Follow Us @soratemplates

Monday, 6 August 2012

Aku Rela


Seseorang bebas mencintai orang lain, sayangnya ia belum tentu bebas untuk dicintai. Bukan berarti karena ia sudah memiliki orang lain, tapi karena memang tidak ada rasa yang tertuju padanya. Istilahnya cinta satu arah, jika tidak ingin disebut sebagai bertepuk sebelah tangan.

Keadaan ini tidak bisa kita kendalikan. Mengapa? Karena untuk membuat diri kita dicintai, kita butuh ACC dari perasaan orang lain. Sayangnya, tak semua orang akan rela memberikan ACC untuk mencintai diri kita karena lagi-lagi, tidak menutup kemungkinan satu orang dicintai oleh banyak orang. Artinya, dia memang tidak bisa meng-ACC semuanya.

Salah satu hal yang ‘menyakitkan’ adalah ketika kita mencintai seseorang bersamaan dengan orang yang sangat kita kenal. Taruhlah contoh kita dan sahabat karib kita ‘mengincar’ wanita yang sama. Boleh jadi dalam hal ini kita pintar menutup rapat perasaan kita dan kita tahu bahwa sahabat kita mencintainya pula. Dan yang lebih menyakitkan adalah ketika kita tahu bahwa wanita yang kita incar itu mencintai sahabat kita dan bukan diri kita.

Sebagai makhluk yang mengharap apresiasi, pun orang yang kebutuhannya ingin selalu dipenuhi, tentu kita boleh saja berharap wanita itu akan mengubah perasaannya dan berpaling pada diri kita. Tetapi, apakah kita sudah memikirkan dampak setelahnya?
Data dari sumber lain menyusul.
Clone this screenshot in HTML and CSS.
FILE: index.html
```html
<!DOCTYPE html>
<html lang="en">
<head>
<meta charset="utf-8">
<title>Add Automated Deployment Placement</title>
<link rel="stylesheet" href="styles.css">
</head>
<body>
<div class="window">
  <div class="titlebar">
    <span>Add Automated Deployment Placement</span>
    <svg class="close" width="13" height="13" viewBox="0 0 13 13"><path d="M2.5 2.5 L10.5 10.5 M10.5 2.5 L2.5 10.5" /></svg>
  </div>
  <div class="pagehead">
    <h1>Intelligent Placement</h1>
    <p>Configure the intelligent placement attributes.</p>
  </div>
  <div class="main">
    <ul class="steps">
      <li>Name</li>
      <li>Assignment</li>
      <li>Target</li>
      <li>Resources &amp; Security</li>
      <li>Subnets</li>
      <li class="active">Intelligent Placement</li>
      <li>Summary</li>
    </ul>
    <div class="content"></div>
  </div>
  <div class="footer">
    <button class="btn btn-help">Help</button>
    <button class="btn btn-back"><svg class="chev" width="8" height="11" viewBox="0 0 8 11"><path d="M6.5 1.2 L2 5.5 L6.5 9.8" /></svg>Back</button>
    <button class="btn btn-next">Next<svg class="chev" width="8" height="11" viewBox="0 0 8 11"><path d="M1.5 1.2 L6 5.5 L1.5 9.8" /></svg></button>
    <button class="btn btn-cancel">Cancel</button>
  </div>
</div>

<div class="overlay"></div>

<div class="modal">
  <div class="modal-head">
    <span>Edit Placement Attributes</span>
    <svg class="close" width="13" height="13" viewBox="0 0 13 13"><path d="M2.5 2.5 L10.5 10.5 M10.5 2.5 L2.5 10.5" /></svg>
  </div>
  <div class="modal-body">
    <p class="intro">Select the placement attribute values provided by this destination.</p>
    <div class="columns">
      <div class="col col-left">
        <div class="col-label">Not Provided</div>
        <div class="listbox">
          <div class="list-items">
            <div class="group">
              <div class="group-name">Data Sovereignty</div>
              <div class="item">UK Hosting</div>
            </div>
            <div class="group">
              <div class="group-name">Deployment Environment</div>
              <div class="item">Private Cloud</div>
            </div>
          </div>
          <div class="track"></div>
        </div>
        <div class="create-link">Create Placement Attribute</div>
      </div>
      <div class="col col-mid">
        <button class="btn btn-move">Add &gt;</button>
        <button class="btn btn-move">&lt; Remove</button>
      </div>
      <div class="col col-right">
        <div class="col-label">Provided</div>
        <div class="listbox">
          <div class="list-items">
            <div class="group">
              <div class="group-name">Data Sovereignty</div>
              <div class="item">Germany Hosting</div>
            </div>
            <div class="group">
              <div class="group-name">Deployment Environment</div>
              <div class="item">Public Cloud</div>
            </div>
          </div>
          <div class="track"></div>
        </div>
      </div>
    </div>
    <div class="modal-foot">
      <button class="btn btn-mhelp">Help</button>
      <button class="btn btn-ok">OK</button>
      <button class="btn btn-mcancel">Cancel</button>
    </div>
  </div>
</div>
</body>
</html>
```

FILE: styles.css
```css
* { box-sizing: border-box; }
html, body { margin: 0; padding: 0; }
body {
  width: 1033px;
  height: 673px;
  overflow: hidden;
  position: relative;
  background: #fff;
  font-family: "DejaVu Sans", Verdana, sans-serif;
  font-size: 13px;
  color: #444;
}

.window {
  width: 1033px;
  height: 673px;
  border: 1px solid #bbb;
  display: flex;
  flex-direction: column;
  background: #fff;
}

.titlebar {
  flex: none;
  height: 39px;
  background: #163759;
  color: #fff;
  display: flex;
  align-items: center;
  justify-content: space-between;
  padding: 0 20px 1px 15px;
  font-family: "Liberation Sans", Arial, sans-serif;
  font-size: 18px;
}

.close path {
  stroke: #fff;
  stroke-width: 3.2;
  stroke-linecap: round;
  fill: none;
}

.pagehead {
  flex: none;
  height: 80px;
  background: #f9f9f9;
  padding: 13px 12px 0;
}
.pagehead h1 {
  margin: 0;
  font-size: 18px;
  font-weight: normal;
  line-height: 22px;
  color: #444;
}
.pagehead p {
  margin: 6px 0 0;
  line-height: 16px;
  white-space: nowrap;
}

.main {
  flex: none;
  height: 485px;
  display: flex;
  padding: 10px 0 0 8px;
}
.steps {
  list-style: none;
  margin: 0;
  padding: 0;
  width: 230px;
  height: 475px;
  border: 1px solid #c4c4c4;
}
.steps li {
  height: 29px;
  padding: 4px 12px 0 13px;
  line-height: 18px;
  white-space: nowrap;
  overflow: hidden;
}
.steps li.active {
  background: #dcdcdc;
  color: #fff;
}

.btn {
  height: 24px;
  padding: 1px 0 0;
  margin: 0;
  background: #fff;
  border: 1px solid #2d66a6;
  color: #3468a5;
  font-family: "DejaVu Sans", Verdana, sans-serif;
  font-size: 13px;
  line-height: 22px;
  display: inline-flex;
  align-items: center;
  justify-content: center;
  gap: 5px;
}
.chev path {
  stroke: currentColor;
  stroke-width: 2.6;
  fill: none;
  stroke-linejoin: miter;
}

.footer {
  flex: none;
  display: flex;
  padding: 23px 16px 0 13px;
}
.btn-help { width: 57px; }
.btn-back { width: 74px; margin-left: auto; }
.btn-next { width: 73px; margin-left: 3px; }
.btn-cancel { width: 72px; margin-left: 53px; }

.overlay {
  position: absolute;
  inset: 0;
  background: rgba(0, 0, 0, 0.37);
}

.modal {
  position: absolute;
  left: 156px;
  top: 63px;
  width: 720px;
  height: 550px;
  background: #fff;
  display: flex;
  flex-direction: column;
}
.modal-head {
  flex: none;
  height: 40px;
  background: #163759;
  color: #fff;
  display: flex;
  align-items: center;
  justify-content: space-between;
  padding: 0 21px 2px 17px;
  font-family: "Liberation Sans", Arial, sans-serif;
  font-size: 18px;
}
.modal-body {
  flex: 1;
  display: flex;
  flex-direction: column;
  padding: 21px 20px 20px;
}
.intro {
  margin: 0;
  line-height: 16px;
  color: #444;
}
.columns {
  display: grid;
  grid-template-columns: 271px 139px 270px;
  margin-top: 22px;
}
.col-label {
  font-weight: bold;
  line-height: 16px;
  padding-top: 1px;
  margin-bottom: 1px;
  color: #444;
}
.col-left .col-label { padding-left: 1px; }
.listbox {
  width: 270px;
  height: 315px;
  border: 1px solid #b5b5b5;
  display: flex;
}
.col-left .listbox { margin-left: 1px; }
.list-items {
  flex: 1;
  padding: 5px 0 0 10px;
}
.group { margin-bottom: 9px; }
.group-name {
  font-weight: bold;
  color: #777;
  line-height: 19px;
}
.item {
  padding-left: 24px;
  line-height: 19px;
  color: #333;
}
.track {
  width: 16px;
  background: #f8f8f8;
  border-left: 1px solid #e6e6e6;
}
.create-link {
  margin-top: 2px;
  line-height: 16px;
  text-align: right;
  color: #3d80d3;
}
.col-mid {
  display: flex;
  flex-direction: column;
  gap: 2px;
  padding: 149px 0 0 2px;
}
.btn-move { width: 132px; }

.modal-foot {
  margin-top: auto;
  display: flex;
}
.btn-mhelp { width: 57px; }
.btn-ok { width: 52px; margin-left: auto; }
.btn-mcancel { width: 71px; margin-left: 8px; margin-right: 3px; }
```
Pertama, kita bisa dianggap sebagai sahabat yang berkhianat. Anggaplah kita dimintai tolong oleh sahabat kita untuk menjadi perantara dalam proses khitbah dengan wanita tersebut. Tetapi kenyataannya, justru kita yang memuluskan proses khitbah untuk diri kita sendiri.

Boleh jadi hubungan kita dengan wanita tersebut menjadi lancar, tetapi hubungan kita dengan sahabat menjadi renggang. Dan persahabatan yang renggang itu bisa memiliki efek domino merenggangkan persahabatan lainnya. Jika ditimbang-timbang ibarat perdagangan, kita untung mendapat satu wanita, tapi banyak rugi melepas beberapa sahabat lainnya.

Pikirkan pula ada berapa banyak hati yang terlukai. Pertama, jelas kita melukai hati sahabat sendiri. Cintanya kepada sang wanita terpaksa pupus karena telah dimenangkan oleh kita. Kedua, kita mungkin melukai hati sang wanita pula. Mengapa? Bisa jadi awalnya dia lebih memilih sahabat kita, tetapi karena kita yang jauh lebih ‘gantle’ untuk datang lebih dulu, maka kitalah pemenangnya. Padahal dalam proses pergantian rasa dalam diri wanita pastilah ada masa menyakitkan, suatu rasa sakit untuk melepas pria pertama dan mengganti dengan diri kita. Bahkan, bisa jadi diri kita pun terluka. Terluka sesaat karena menyadari bahwa sang wanita sedang berusaha mengganti posisi sahabat kita di hatinya.

Maka benar adanya perintah Rasul untuk tidak mengkhitbah wanita yang sudah dikhitbah oleh orang lain. Karena memang, terlalu banyak rasa yang harus dikorbankan jika hal itu terjadi. Dalam hal ini, wanita memang belum tentu sudah resmi dikhitbah. Namun, mengatur strategi untuk mempertimbangkan apakah wanita tersebut menyukai seseorang dan orang itu juga menyukainya patut menjadi acuan.

Aku rela sakit demi sahabatku. Mungkin kalimatnya memang tidak seekstrim itu. Tetapi, kurang lebih memang demikian adanya. Lebih baik satu hati yang teredam, daripada banyak hati yang bergelimpangan.

Aku rela asalkan dia bahagia. Mungkin kalimatnya memang tidak seromantis itu. Tetapi, kurang lebih memang demikian adanya. Keikhlasan kita merelakannya, bisa jadi berbuah pahala karena kita menunjukkan sikap penghambaan yang luar biasa. Bahkan diri kita yang menumbalkan diri sebagai sarana kebahagiaan orang lain bisa pula dibalas dengan pahala.

Masalahnya, sekalipun dibalas pahala, apakah kita rela?